---------- INPUT FOR THIS TASK ----------
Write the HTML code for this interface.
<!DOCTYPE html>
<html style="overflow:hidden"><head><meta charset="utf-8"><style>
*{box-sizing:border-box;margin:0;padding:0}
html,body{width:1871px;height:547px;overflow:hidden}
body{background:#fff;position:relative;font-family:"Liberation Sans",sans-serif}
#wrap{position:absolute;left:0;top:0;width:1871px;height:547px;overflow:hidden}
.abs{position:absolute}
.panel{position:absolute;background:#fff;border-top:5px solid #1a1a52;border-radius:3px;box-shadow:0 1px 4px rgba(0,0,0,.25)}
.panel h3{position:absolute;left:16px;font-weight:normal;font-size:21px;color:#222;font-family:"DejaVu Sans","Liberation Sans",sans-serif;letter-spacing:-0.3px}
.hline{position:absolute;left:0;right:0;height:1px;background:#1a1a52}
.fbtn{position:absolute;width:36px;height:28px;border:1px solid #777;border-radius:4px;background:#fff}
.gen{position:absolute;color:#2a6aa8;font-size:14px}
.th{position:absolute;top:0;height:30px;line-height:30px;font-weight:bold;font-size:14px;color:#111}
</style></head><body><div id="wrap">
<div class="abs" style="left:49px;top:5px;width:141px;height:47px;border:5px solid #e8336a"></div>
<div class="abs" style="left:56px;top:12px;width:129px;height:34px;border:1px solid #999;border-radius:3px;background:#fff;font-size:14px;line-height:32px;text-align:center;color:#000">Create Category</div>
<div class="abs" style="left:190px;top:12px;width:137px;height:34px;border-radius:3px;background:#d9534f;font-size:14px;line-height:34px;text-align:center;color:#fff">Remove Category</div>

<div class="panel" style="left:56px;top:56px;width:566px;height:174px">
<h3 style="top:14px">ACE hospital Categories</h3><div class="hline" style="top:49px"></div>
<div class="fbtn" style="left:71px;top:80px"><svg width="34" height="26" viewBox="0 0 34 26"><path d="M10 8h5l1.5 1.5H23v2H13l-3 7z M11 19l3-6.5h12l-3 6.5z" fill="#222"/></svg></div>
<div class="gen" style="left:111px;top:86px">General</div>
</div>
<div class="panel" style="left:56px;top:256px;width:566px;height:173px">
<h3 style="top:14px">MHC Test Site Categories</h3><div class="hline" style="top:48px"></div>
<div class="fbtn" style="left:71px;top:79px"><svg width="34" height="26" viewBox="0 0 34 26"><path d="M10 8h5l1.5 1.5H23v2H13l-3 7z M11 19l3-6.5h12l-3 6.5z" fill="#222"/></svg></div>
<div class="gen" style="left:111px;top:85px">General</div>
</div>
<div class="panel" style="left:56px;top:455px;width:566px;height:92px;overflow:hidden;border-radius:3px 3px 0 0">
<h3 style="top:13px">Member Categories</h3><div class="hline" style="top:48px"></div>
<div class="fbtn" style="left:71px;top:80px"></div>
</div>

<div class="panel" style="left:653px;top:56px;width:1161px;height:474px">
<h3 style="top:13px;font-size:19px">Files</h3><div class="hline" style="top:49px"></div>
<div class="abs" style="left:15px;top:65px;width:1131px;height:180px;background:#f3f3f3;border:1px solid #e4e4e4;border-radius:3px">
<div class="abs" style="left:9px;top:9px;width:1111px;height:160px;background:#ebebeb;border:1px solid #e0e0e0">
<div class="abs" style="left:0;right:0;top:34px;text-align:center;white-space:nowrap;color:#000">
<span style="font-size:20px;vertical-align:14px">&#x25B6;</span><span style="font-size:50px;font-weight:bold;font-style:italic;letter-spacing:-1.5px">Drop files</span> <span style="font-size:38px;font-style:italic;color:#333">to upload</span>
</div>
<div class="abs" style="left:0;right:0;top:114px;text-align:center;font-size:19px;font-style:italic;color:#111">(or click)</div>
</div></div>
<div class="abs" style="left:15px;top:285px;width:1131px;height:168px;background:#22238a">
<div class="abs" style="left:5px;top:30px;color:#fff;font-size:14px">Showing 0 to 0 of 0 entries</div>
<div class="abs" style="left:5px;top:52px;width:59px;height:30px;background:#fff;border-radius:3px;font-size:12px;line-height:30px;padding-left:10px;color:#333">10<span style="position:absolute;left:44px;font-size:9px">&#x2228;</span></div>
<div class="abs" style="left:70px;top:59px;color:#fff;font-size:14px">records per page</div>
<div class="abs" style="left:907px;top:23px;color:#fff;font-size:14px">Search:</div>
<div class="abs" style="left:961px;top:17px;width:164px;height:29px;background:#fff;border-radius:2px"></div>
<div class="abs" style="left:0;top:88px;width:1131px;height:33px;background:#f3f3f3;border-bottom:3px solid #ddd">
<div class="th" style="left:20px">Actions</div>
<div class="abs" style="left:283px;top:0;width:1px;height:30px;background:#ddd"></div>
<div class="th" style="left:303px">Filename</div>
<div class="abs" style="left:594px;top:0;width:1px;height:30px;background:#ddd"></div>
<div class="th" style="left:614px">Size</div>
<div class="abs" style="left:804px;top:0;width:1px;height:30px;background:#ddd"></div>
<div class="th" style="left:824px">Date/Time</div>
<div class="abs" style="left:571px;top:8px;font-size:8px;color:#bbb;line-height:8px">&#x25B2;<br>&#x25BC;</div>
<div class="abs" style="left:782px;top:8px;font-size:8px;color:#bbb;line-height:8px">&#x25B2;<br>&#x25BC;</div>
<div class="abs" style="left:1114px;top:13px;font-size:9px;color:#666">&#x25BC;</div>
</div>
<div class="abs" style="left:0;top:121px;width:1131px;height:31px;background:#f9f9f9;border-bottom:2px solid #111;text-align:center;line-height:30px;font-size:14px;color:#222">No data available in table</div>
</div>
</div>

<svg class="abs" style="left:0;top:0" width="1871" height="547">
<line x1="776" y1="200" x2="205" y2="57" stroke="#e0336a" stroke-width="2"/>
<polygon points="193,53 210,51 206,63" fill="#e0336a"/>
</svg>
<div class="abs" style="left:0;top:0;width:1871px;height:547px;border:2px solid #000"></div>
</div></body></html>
----------
---------- INPUT FOR THIS TASK ----------
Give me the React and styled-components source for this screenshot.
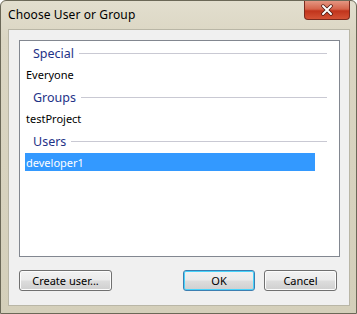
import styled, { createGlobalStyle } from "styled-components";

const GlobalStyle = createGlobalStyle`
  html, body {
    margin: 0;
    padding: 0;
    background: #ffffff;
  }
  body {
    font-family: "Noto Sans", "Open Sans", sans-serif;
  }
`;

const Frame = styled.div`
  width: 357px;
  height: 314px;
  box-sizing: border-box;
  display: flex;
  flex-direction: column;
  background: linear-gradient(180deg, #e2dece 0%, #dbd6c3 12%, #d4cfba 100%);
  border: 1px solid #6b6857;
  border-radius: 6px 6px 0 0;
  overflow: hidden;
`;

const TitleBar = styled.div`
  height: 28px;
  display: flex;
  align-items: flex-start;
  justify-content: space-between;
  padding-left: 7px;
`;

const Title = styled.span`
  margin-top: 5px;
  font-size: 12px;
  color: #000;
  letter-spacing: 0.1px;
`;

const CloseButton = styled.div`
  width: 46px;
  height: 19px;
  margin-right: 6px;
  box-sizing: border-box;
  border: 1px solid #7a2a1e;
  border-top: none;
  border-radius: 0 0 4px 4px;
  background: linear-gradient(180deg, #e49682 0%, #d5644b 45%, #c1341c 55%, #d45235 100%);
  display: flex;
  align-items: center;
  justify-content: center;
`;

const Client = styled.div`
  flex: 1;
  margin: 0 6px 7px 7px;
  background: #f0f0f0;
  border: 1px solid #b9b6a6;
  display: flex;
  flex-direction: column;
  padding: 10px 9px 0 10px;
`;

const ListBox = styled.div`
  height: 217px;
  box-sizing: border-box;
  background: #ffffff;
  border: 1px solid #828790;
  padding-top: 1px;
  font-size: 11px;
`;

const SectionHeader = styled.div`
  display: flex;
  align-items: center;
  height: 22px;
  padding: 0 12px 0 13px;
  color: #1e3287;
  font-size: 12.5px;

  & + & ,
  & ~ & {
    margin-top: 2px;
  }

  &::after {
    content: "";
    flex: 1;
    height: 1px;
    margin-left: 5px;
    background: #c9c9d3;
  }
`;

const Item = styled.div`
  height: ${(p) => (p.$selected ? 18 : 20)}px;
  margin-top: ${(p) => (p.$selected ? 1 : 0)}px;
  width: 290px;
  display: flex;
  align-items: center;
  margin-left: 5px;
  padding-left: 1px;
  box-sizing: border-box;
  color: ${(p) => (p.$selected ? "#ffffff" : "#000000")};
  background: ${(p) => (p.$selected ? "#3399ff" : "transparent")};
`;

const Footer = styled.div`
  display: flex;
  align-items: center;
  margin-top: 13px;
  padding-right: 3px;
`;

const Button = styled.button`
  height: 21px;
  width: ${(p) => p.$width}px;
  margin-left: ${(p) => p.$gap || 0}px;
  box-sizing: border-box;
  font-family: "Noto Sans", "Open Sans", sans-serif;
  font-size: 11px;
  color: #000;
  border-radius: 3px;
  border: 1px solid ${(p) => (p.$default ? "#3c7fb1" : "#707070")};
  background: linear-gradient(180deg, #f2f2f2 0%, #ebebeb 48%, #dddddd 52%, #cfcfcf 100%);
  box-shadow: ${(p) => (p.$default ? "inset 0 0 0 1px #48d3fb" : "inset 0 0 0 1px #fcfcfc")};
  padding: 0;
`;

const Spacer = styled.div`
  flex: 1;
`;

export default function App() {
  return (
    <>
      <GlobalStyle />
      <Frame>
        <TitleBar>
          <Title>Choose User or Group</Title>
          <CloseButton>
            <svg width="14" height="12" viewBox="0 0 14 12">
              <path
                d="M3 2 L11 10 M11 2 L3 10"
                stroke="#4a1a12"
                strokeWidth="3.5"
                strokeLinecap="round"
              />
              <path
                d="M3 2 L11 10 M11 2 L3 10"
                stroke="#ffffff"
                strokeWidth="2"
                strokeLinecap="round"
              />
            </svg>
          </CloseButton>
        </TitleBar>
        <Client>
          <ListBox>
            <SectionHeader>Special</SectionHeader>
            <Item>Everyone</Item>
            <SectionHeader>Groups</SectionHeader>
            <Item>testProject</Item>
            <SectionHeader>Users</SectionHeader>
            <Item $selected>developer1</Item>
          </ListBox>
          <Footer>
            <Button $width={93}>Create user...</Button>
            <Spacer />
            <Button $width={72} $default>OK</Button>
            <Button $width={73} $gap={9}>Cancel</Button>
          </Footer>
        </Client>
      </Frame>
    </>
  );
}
----------
THE EXERCISE:
Gather up, from the records above, each line where the word "components" appears.

RESPONSE TO THIS TASK:
Give me the React and styled-components source for this screenshot.
import styled, { createGlobalStyle } from "styled-components";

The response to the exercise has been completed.